第6話 好きなものを好きでいること②

それからのことは断片的にしか覚えていない。

とにかく怖くて怖くて、ずっとヒオと二人抱き合って震えていたこと。

祐介くんが落ち着きなく部屋を動き回っていたこと。

それくらいだ。


電話は川上さんからで、幸也さんがバイト中に事故に合い入院したこと、則正さんが病院に向かっていることが告げられたそうだ。

幸也さんが今どんな状態なのか、どれほど怪我をしているのか、その電話からはまったく分からず(川上さんもその時点では知らなかったらしい)、分からないことへの恐怖におしつぶされそうだった。


「ただいまー」

則正さんの声がしたときにはもう7時を回っていた。

あたりは真っ暗で、僕たち3人は電気もつけず暗い部屋で固まっていた。

「みんな、大丈夫か?」

電気を付けながら則正さんは僕たちを見つめる。

そのいつもと変わらない様子に、途端に涙が込み上げてきた。

「則正さん!」

「幸也さんは?」

飛びかかるような勢いの僕たちをしっかり受け止め、則正さんは口を開いた。

「さっき病院に行ってきたけど、右足を骨折しただけであとは元気そうだったよ」

その言葉を聞いたとたん、僕は力が抜けて座り込んでしまった。


「大丈夫か、カイ」

則正さんがしゃがんで背中を撫でてくれる。

「…よかった、よかったよぉ……」

それ以外に言葉が出ない。

気が付けばヒオも祐介くんも僕の隣で泣いていて、則正さんが皆の頭を撫でてくれた。

「怖かったな。

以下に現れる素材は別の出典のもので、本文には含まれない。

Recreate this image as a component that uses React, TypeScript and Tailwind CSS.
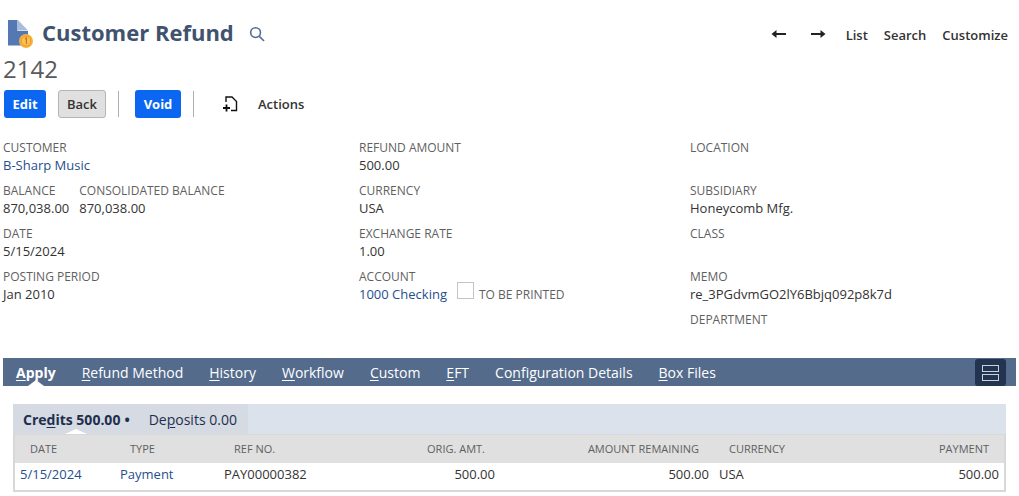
import React from "react";

const Label = ({ children }: { children: React.ReactNode }) => (
  <div className="text-[12px] leading-[18px] text-[#5f5f5f] uppercase">{children}</div>
);
const Value = ({ children, link }: { children?: React.ReactNode; link?: boolean }) => (
  <div className={`text-[13px] leading-[18px] h-[18px] whitespace-nowrap -mt-px ${link ? "text-[#1f4f8f]" : "text-[#333333]"}`}>{children}</div>
);
const Field = ({ label, value, link }: { label: string; value?: string; link?: boolean }) => (
  <div className="h-[43px] pt-[2px]">
    <Label>{label}</Label>
    <Value link={link}>{value}</Value>
  </div>
);
const U = ({ children }: { children: React.ReactNode }) => <span className="underline underline-offset-2">{children}</span>;

const Tab = ({ children, active }: { children: React.ReactNode; active?: boolean }) => (
  <div className={`relative h-[28px] flex items-center text-[14px] whitespace-nowrap ${active ? "font-bold text-white" : "text-white"}`}>
    {children}
    {active && <div className="absolute bottom-0 left-1/2 -ml-[8px] w-0 h-0 border-x-[8px] border-x-transparent border-b-[6px] border-b-white" />}
  </div>
);

const cols = "grid grid-cols-[100px_104px_120px_161px_214px_136px_154px]";

export default function App() {
  return (
    <div className="w-[1019px] h-[496px] overflow-hidden bg-white relative font-['Open_Sans',sans-serif]">
      <div className="flex items-start h-[54px]">
        <svg width="28" height="30" viewBox="0 0 28 30" className="ml-[7px] mt-[19px]">
          <path d="M1 1h9.5v11H21v14.5H1z" fill="#5478b4" />
          <path d="M11 1l10 10.5H11z" fill="#a9bcd9" />
          <circle cx="19" cy="22" r="7" fill="#f7b23b" />
          <circle cx="19" cy="22" r="4.8" fill="#fbc05a" stroke="#ea9518" strokeWidth="0.8" />
          <path d="M17.8 20l1.6-.9v6" stroke="#c87a10" strokeWidth="1.2" fill="none" />
        </svg>
        <div className="ml-[7px] mt-[16px] text-[22px] leading-[32px] font-bold text-[#3f526e] whitespace-nowrap">Customer Refund</div>
        <svg width="16" height="16" viewBox="0 0 17 17" className="ml-[15px] mt-[26px]" fill="none" stroke="#4f6f98" strokeWidth="1.7">
          <circle cx="7" cy="7" r="5.2" />
          <path d="M11 11l5 5" />
        </svg>
        <div className="ml-auto mt-[26px] flex items-center text-[13px] leading-[18px] font-semibold text-[#333333] pr-[11px]">
          <svg width="15" height="10" viewBox="0 0 15 10" fill="none" className="mb-[2px]">
            <path d="M15 5H4" stroke="#222" strokeWidth="2" />
            <path d="M5.5 1L0.5 5l5 4z" fill="#222" />
          </svg>
          <svg width="15" height="10" viewBox="0 0 15 10" fill="none" className="ml-[25px] mb-[2px]">
            <path d="M0 5h11" stroke="#222" strokeWidth="2" />
            <path d="M9.5 1l5 4-5 4z" fill="#222" />
          </svg>
          <span className="ml-[20px]">List</span>
          <span className="ml-[16px]">Search</span>
          <span className="ml-[16px]">Customize</span>
        </div>
      </div>
      <div className="ml-[3px] text-[24px] leading-[30px] text-[#5a5a5a]">2142</div>
      <div className="flex items-center h-[28px] mt-[6px] ml-[4px] text-[13px] font-bold">
        <div className="w-[42px] h-[28px] pt-px rounded-[3px] bg-[#0b66f2] text-white flex items-center justify-center">Edit</div>
        <div className="ml-[12px] w-[48px] h-[28px] pt-px rounded-[3px] bg-[#e0e0e0] border border-[#b5b5b5] text-[#333333] font-semibold flex items-center justify-center">Back</div>
        <div className="ml-[12px] w-px h-[26px] bg-[#b0b0b0]" />
        <div className="ml-[16px] w-[46px] h-[28px] pt-px rounded-[3px] bg-[#0b66f2] text-white flex items-center justify-center">Void</div>
        <div className="ml-[12px] w-px h-[26px] bg-[#b0b0b0]" />
        <svg width="16" height="16" viewBox="0 0 16 16" fill="none" stroke="#111" strokeWidth="1.4" className="ml-[28px]">
          <path d="M4 6V1h6l4.5 4.5V14.5H9" />
          <path d="M1 12h7M4.5 8.5v7" strokeWidth="1.8" />
        </svg>
        <span className="ml-[20px] pt-px font-semibold text-[#333333]">Actions</span>
      </div>

      <div className="grid grid-cols-[356px_331px_1fr] ml-[3px] mt-[19px]">
        <div>
          <Field label="Customer" value="B-Sharp Music" link />
          <div className="h-[43px] pt-[2px] flex gap-[10px]">
            <div><Label>Balance</Label><Value>870,038.00</Value></div>
            <div><Label>Consolidated Balance</Label><Value>870,038.00</Value></div>
          </div>
          <Field label="Date" value="5/15/2024" />
          <Field label="Posting Period" value="Jan 2010" />
        </div>
        <div>
          <Field label="Refund Amount" value="500.00" />
          <Field label="Currency" value="USA" />
          <Field label="Exchange Rate" value="1.00" />
          <div className="h-[43px] pt-[2px]">
            <Label>Account</Label>
            <div className="flex items-start">
              <Value link>1000 Checking</Value>
              <div className="ml-[10px] -mt-[4px] w-[17px] h-[17px] border border-[#c4c4c4] bg-white" />
              <div className="ml-[5px] text-[12px] leading-[18px] text-[#5f5f5f]">TO BE PRINTED</div>
            </div>
          </div>
        </div>
        <div>
          <Field label="Location" />
          <Field label="Subsidiary" value="Honeycomb Mfg." />
          <Field label="Class" />
          <Field label="Memo" value="re_3PGdvmGO2lY6Bbjq092p8k7d" />
          <Field label="Department" />
        </div>
      </div>

      <div className="absolute left-0 right-0 top-[358px]">
        <div className="ml-[3px] w-[1013px] h-[28px] bg-[#546b8c] flex items-center pl-[13px] pr-[10px] gap-[26px]">
          <Tab active><span><U>A</U>pply</span></Tab>
          <Tab><span><U>R</U>efund Method</span></Tab>
          <Tab><span><U>H</U>istory</span></Tab>
          <Tab><span><U>W</U>orkflow</span></Tab>
          <Tab><span><U>C</U>ustom</span></Tab>
          <Tab><span><U>E</U>FT</span></Tab>
          <Tab><span>Co<U>n</U>figuration Details</span></Tab>
          <Tab><span><U>B</U>ox Files</span></Tab>
          <div className="ml-auto mt-px w-[31px] h-[27px] rounded-[3px] bg-[#22344f] flex flex-col items-center justify-center gap-[2px]">
            <div className="w-[17px] h-[7px] border border-[#c9d2de]" />
            <div className="w-[17px] h-[7px] border border-[#c9d2de]" />
          </div>
        </div>

        <div className="ml-[13px] w-[993px] mt-[18px] h-[30px] bg-[#dbe2ec] flex">
          <div className="relative h-[30px] w-[235px] bg-[#d5dae3] flex items-center text-[14px] text-[#1e2f4d] whitespace-nowrap">
            <span className="ml-[10px] font-bold">Cre<U>d</U>its 500.00</span>
            <span className="ml-[4px] font-bold text-[14px]">•</span>
            <span className="ml-[19px]">De<U>p</U>osits 0.00</span>
            <div className="absolute left-[52px] bottom-0 w-0 h-0 border-x-[11px] border-x-transparent border-b-[5px] border-b-white" />
          </div>
        </div>
        <div className="ml-[13px] w-[993px] border-2 border-t border-[#d8d8d8] h-[58px]">
          <div className={`${cols} h-[28px] pt-px items-center bg-[#e0e0e0] text-[11px] text-[#5f5f5f] whitespace-nowrap`}>
            <div className="pl-[15px]">DATE</div>
            <div className="pl-[15px]">TYPE</div>
            <div className="pl-[15px]">REF NO.</div>
            <div className="text-right pr-[15px]">ORIG. AMT.</div>
            <div className="text-right pr-[15px]">AMOUNT REMAINING</div>
            <div className="pl-[15px]">CURRENCY</div>
            <div className="text-right pr-[15px]">PAYMENT</div>
          </div>
          <div className={`${cols} h-[27px] pb-[4px] items-center bg-white text-[13px] text-[#333333] whitespace-nowrap`}>
            <div className="pl-[5px] text-[#1f4f8f]">5/15/2024</div>
            <div className="pl-[5px] text-[#1f4f8f]">Payment</div>
            <div className="pl-[5px]">PAY00000382</div>
            <div className="text-right pr-[5px]">500.00</div>
            <div className="text-right pr-[5px]">500.00</div>
            <div className="pl-[5px]">USA</div>
            <div className="text-right pr-[5px]">500.00</div>
          </div>
        </div>
      </div>
    </div>
  );
}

もっと早く連絡できたらよかったんだけど、ごめんな」

則正さんのところには、川上さんからスマホに電話が直接入ったらしい。

幸也さんの様子を一緒に見に行きたい、との言葉に職場を飛び出し、すぐに川上さんと合流して病院に向かったそうだ。

幸也さんの様子を見てすぐ連絡を入れようとしたらまさかの充電切れ。それで慌てて帰ってきたのだという。


「幸也さん、バイト中の事故だったのか?」

少し落ち着いた祐介くんが則正さんに聞いてくれた。

正直僕もヒオも全然冷静になれず、何をどう聞いていいのか分からないでいたから、則正さんの言葉を待つ。

「ああ。雨で濡れてる白線を踏んだ時、スリップしたらしい」

配達を終えて帰るときでよかった、と幸也さんは言っていたらしい。

最低限の迷惑を掛けただけで済んだから、と。まったく幸也さんらしいと思う。

「検査の結果、足以外は問題ないんだけど、頭も打っていたから念のため今日だけ入院することになったよ。明日の10時に迎えに行ってくるから、帰ってきたら叱ってやろうな」

いたずらっぽく則正さんが言う。

よかった。明日にはまた会える。


「おーい、鍵開けっぱなしだったぞー」

入ってきたのは川上さん。どうやら則正さんを家の前で下ろして、車を停めに行っていたらしい。

「坊主たち、大丈夫だったか?」

「大丈夫なわけないだろーが!」

ヒオが間髪入れずに叫ぶ。

川上さんの焦った電話のせいで震えあがっていた反動だ。僕だって叫びたい気分だった。

「悪かったな、オレも焦ってたんだよ。ほらこれ、詫びの弁当だ」

川上さんが持ってきてくれたのは、高級焼肉弁当。

確かに晩ご飯の準備なんて、頭の中から吹っ飛んでいた。

「これ食って、明日幸也が帰ってきたとき元気に迎えてやれ」

「はい!」

安心しておなかがすいた僕たちは、いつも以上のペースでお弁当を平らげたのだった。


「ごめんな~、心配かけて」

幸也さんが帰ってきたのは次の日のお昼ごろ。

お通夜状態だった昨日の様子を川上さんと則正さんに聞いて、ものすごく反省したらしい。

「もう、心配したんだからな」

「無事で本当によかったです」

僕たちの言葉にニコニコしている幸也さんの手には、松葉杖が握られていた。

「しばらく仕事も行けないし、家のこと手伝うよ」

「え、しばらくって、仕事辞めないんですか?」

驚いた。事故にあって痛い思いをして、それでもまだ続けるなんて。

「うん。休暇とって、また復帰する」

「なんで?怖い思いしたのになんで?」

頭がパニックになりそうだ。幸也さんがまた事故にあってしまうかもしれない。

「カイ」

幸也さんがそっと抱きしめてくれる。

「こんなことになっちゃったけど、オレやっぱりバイク好きなんだよ。だから、今の仕事まだやりたいんだ」

幸也さんの言葉が響く。

幸也さんの「好き」はまっすぐだ。それでいて強い。

「…絶対、絶対もう事故らないで」

「…わかった。約束するよ」

差し出された小指に自分の小指を絡め、約束する。

幸也さんがまた雨の日にバイクに乗るのは怖いけれど、好きなものを好きでいられる幸也さんが、とてもかっこよく見えた。



「ただいまー」

今日もまた、雨の日の仕事を終えて幸也さんが帰ってくる。

無事に帰ってきてくれたことにほっとしながら、僕は声をかけるのだ。